А это — Цахкадзор, а это — наш Матенадаран, а это его ученый секретарь
Тер-Петросян, ты понимаешь? Я понимал.
Кто мог знать, что
спустя каких-то пять лет я окажусь в редакции «Дружбы народов», буду заниматься
Закавказьем, стану нагло прилетать в Ереван на писательские съезды, меня
допустят пообедать с молчаливым, замкнутым первым секретарем армянского ЦК Демирчяном, который, кажется, не проронил ни слова, а
спустя десятилетие узнаю, что Демирчян застрелен в
здании парламента? Попаду в дом
сумрачного классика армянской прозы Гранта Матевосяна, который шмыгал носом и
прихлебывал коньяк, потому что никак не мог избавиться от «холода в душе»? Буду
с интересом поглядывать в сторону одинокого особняка, словно бы зависшего между
горами, в котором поселился первый президент Армении Тер-Петросян. И даже сниму
фильм о Матенадаране. Причем снимать буду зимой, в ярый русский мороз, и
веселый католикос будет нас отпаивать 20-летним коньяком из подвалов «Ноя». Не
от холода в душе, а от сильного мороза, намертво сковавшего Эчмиадзин.

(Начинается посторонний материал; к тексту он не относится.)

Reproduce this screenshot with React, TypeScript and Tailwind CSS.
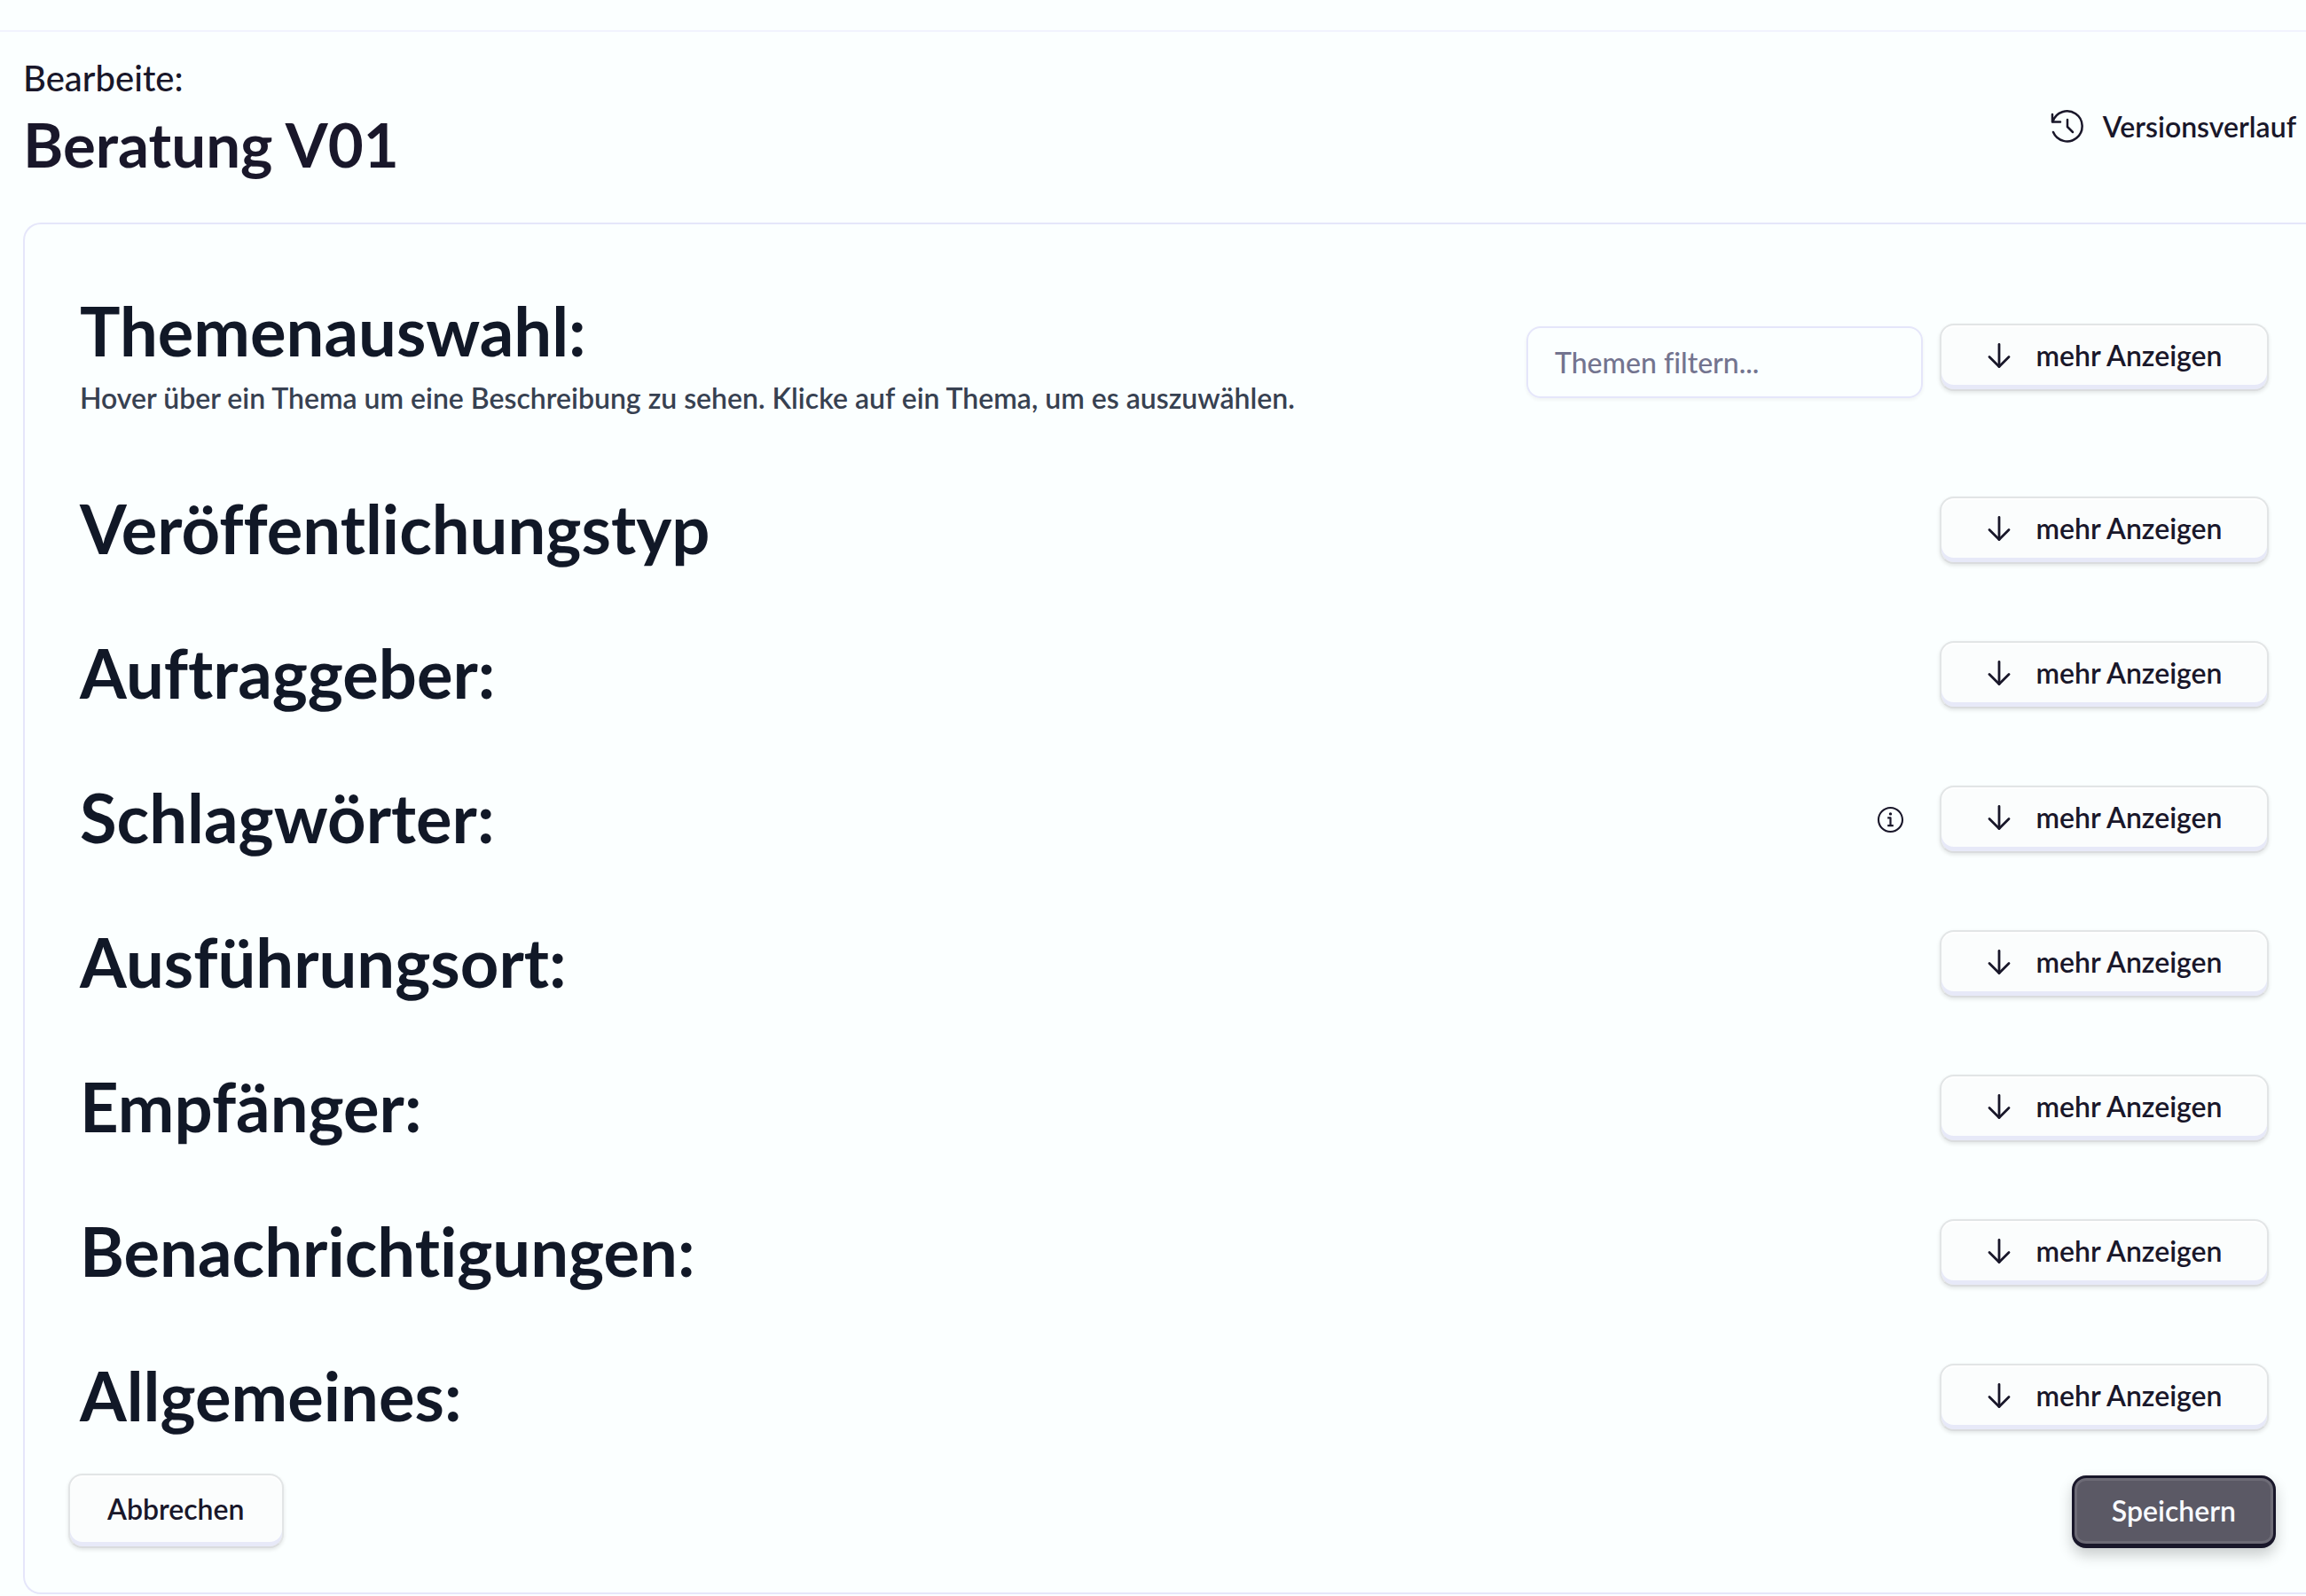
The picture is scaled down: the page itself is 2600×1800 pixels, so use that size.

А
священник, настоятель храма, где находится могильная плита армянского Кирилла и
Мефодия, Маштоца, сначала скажет нам: еще ведь пост…
а, Рождество уже всегда! и велит накрывать на стол. А потом, немного захмелев,
спустится в подвальный музейчик, возьмет в руки за-ржавленный
меч и вскинет его так уверенно, что в нем проступит воин, временно надевший
рясу.
Все это будет потом. А в ту
незабываемую первую поездку я впитывал и всасывал любовь. Разжиженное
интеллигентское «давайте восклицать, друг другом восхищаться» не шло ни в какое
сравнение с веселой густотой восторга, царившего в весеннем Ереване. Все
восторгались всеми, все обожали себя, свой город, свой язык, свои хачкары, свой правильный кофе в мелких фарфоровых чашечках,
гордились своим коньячным заводом, своими древностями, своими классиками и
современниками, все пылко ссорились, как могут ссориться только влюбленные, все
преувеличенно мирились, и это было феерично. Э, говорил водитель на чихающем «ЕраЗе», смотри вниз — видишь? В Библии написано, что здесь
был рай. Вайме! — восклицал другой,
на битом жигуленке. Вон Арарат! Самая высокая гора в
мире. Уловив недоверчивый взгляд, бросал на серпантине руль и вскидывал руки:
думаешь, не знаю Джомолунгма? Знаю! Но Джомолунгма-Момолунгма
где? Над уровнем мооооря! А здесь раз — и видно от
начала до конца.
Если бы мне сказали, что в 2007
году я увижу в зимнем Ереване трубы от буржуек, выставленные в форточки и
чадящие напропалую, я бы ни за что не поверил. В этом бестолковом счастье не
было места ожиданию драмы. Вся боль была сосредоточена в прошлом, вынесена в
область памяти о геноциде, а настоящее и будущее были освобождены от
страдательного залога…
В тот раз обратно я поехал поездом.
Почти три дня. Роскошные виды, бесконечно меняющиеся попутчики. И все три дня
по коридору бегал огромный мацунщик
и, напирая на твердое «р», громогласно кричал: «Мацун!
Мацун! Кому армянский мацун? Холодний, как мое сэрдце!».
Мацунщик нагло врал. Сердце у него было горячее. Он ведь был армянин.